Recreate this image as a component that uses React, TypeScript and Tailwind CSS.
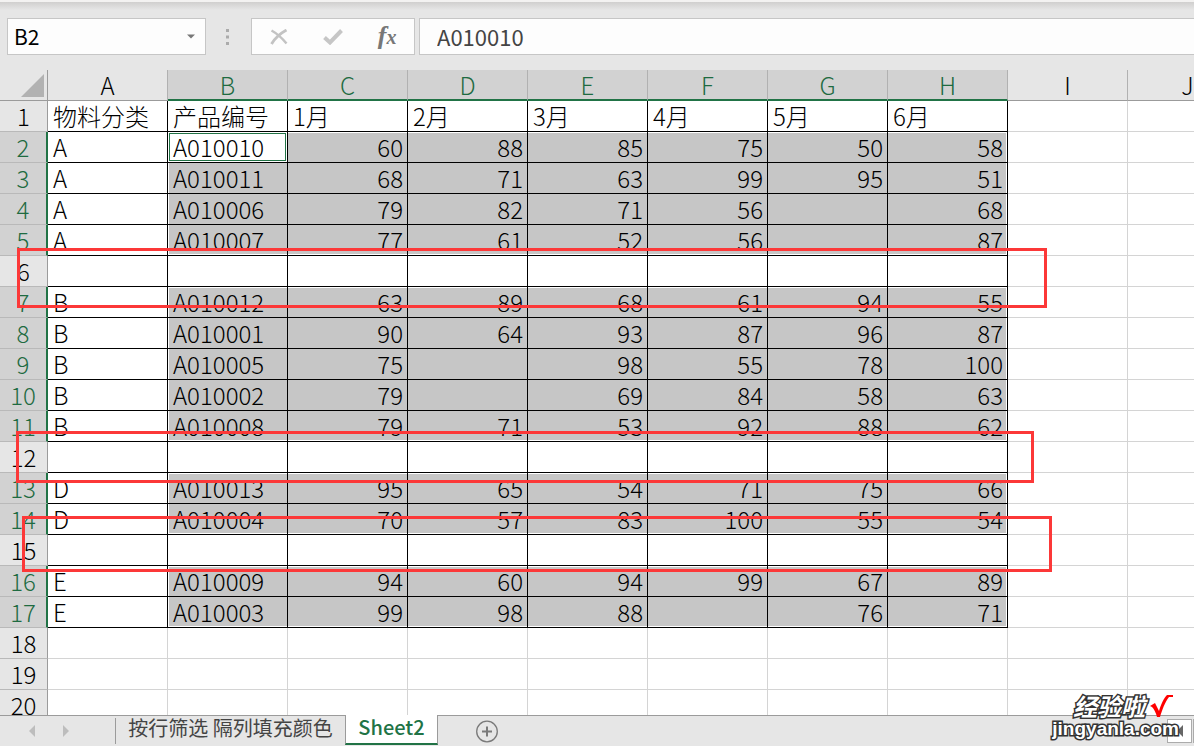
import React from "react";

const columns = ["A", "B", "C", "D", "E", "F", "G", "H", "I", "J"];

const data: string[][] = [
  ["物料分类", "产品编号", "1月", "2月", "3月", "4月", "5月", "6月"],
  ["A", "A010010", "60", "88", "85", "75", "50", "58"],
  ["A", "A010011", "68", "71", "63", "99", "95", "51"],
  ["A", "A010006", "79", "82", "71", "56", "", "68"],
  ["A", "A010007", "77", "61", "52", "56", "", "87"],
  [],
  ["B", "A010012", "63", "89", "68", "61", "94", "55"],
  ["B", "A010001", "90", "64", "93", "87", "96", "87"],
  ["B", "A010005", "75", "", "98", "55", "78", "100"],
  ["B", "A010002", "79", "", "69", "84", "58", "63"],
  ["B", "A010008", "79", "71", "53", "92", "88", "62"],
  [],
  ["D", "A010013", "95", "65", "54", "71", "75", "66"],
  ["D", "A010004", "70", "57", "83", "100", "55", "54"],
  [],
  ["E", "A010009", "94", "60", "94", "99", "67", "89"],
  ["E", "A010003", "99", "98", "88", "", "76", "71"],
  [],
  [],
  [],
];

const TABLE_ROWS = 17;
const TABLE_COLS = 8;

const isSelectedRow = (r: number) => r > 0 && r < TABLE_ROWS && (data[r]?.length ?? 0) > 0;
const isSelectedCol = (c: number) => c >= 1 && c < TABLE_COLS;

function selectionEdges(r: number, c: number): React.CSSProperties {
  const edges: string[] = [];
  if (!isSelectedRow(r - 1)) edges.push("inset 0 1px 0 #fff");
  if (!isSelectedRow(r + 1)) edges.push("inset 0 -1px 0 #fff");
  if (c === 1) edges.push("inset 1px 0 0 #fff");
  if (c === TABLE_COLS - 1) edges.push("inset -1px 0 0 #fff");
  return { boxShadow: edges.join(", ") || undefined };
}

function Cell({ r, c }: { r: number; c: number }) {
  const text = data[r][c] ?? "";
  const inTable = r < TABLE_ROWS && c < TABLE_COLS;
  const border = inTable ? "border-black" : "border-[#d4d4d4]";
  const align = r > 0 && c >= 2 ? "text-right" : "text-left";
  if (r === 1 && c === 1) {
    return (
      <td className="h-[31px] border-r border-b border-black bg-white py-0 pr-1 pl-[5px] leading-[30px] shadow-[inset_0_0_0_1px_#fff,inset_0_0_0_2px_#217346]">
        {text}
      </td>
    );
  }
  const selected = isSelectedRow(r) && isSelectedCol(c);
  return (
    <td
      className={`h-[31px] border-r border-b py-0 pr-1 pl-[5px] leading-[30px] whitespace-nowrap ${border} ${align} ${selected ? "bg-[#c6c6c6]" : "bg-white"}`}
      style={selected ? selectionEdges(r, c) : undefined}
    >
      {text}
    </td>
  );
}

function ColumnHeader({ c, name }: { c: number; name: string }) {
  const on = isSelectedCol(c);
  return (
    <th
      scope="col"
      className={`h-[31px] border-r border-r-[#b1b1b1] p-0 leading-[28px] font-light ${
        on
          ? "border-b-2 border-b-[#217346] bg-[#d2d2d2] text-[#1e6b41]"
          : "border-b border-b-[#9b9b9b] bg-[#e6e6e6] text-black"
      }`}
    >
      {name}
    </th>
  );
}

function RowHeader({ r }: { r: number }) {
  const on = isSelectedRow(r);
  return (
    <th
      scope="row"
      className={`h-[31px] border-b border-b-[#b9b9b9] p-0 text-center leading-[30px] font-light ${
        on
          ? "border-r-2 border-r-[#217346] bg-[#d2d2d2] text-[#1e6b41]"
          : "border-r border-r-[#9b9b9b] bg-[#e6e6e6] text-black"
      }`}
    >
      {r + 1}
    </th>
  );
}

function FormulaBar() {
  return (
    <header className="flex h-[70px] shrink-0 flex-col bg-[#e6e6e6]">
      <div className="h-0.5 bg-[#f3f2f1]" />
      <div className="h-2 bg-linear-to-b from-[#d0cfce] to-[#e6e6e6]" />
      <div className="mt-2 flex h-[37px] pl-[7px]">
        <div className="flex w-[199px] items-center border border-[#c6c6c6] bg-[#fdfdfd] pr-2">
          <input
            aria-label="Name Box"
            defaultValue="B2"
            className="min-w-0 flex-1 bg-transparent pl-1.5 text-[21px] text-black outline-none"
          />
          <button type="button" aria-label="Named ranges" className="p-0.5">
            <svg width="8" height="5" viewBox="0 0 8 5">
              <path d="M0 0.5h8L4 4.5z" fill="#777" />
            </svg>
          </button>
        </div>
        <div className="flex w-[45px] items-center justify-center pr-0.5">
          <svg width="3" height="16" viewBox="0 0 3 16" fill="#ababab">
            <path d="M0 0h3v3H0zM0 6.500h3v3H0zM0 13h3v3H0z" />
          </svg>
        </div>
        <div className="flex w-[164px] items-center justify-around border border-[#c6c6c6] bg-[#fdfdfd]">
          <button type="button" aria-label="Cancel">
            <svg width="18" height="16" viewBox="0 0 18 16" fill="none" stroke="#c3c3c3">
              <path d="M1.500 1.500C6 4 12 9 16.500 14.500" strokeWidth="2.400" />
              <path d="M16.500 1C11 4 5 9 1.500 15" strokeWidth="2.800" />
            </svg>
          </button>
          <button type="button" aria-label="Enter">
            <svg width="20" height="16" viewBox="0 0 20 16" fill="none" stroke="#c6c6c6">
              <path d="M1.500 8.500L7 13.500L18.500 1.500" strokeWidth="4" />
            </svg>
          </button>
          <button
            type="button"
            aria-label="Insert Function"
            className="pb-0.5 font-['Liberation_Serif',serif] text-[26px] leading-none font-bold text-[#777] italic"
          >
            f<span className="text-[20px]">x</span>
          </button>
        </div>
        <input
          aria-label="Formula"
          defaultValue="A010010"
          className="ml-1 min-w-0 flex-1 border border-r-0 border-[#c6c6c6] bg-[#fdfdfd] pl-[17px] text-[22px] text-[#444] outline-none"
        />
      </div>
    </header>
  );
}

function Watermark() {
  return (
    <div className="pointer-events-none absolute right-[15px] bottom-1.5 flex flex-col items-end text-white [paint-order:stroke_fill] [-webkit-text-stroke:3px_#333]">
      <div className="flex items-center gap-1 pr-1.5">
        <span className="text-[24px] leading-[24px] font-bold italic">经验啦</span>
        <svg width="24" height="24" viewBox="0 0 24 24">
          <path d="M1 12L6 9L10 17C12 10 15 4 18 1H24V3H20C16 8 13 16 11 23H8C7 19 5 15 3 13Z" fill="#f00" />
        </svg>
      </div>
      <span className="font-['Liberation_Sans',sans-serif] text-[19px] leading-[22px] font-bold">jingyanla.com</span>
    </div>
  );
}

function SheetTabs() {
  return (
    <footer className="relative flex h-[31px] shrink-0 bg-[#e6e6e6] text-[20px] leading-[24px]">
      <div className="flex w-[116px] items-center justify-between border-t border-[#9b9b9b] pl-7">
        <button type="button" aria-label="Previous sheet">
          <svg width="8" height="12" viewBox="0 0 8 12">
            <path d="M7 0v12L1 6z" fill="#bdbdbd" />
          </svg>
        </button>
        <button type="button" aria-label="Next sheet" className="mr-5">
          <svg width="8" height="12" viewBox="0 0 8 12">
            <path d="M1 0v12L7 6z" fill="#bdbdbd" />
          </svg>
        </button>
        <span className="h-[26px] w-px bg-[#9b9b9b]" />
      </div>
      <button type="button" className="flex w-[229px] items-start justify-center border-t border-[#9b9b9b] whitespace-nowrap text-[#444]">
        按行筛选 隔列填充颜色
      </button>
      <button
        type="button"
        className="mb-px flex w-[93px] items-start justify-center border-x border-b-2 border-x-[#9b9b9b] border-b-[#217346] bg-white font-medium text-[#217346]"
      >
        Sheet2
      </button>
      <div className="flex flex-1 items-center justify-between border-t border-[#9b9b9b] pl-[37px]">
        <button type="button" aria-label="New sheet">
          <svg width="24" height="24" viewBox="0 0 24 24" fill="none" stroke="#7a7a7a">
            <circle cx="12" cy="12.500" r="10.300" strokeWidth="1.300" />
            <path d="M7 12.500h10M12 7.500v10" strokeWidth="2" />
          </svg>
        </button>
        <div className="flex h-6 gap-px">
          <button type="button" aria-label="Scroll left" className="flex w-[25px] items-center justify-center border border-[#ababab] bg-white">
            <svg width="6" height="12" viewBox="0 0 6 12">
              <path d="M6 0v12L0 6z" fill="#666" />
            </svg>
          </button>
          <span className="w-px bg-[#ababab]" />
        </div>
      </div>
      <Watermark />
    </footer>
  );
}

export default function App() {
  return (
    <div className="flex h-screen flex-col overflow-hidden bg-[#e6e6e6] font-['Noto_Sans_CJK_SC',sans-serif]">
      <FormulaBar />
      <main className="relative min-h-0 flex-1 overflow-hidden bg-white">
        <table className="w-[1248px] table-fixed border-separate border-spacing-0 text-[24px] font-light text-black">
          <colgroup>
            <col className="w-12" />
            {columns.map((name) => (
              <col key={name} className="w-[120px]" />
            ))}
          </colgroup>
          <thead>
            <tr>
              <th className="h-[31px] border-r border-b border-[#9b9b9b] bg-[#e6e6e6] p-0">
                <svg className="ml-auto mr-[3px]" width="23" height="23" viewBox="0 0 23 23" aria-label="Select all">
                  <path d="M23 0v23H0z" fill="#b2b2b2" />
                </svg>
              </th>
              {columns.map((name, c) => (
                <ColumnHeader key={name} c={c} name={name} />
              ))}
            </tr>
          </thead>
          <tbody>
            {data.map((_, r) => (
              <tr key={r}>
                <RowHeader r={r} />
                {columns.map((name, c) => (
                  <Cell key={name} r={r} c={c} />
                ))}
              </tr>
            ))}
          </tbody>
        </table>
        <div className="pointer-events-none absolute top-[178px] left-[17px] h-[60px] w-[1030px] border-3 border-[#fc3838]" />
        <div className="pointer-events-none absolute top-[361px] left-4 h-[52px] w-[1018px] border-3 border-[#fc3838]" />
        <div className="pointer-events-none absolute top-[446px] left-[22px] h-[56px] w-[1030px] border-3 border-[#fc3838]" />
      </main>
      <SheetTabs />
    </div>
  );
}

------------

TASK TO CARRY OUT:
Only the lines from the start of the material through the line containing "const isSelectedCol = (c: number)" should be transcribed. Pictures stay out.

WRITTEN REPLY:
Recreate this image as a component that uses React, TypeScript and Tailwind CSS.
import React from "react";

const columns = ["A", "B", "C", "D", "E", "F", "G", "H", "I", "J"];

const data: string[][] = [
  ["物料分类", "产品编号", "1月", "2月", "3月", "4月", "5月", "6月"],
  ["A", "A010010", "60", "88", "85", "75", "50", "58"],
  ["A", "A010011", "68", "71", "63", "99", "95", "51"],
  ["A", "A010006", "79", "82", "71", "56", "", "68"],
  ["A", "A010007", "77", "61", "52", "56", "", "87"],
  [],
  ["B", "A010012", "63", "89", "68", "61", "94", "55"],
  ["B", "A010001", "90", "64", "93", "87", "96", "87"],
  ["B", "A010005", "75", "", "98", "55", "78", "100"],
  ["B", "A010002", "79", "", "69", "84", "58", "63"],
  ["B", "A010008", "79", "71", "53", "92", "88", "62"],
  [],
  ["D", "A010013", "95", "65", "54", "71", "75", "66"],
  ["D", "A010004", "70", "57", "83", "100", "55", "54"],
  [],
  ["E", "A010009", "94", "60", "94", "99", "67", "89"],
  ["E", "A010003", "99", "98", "88", "", "76", "71"],
  [],
  [],
  [],
];

const TABLE_ROWS = 17;
const TABLE_COLS = 8;

const isSelectedRow = (r: number) => r > 0 && r < TABLE_ROWS && (data[r]?.length ?? 0) > 0;
const isSelectedCol = (c: number) => c >= 1 && c < TABLE_COLS;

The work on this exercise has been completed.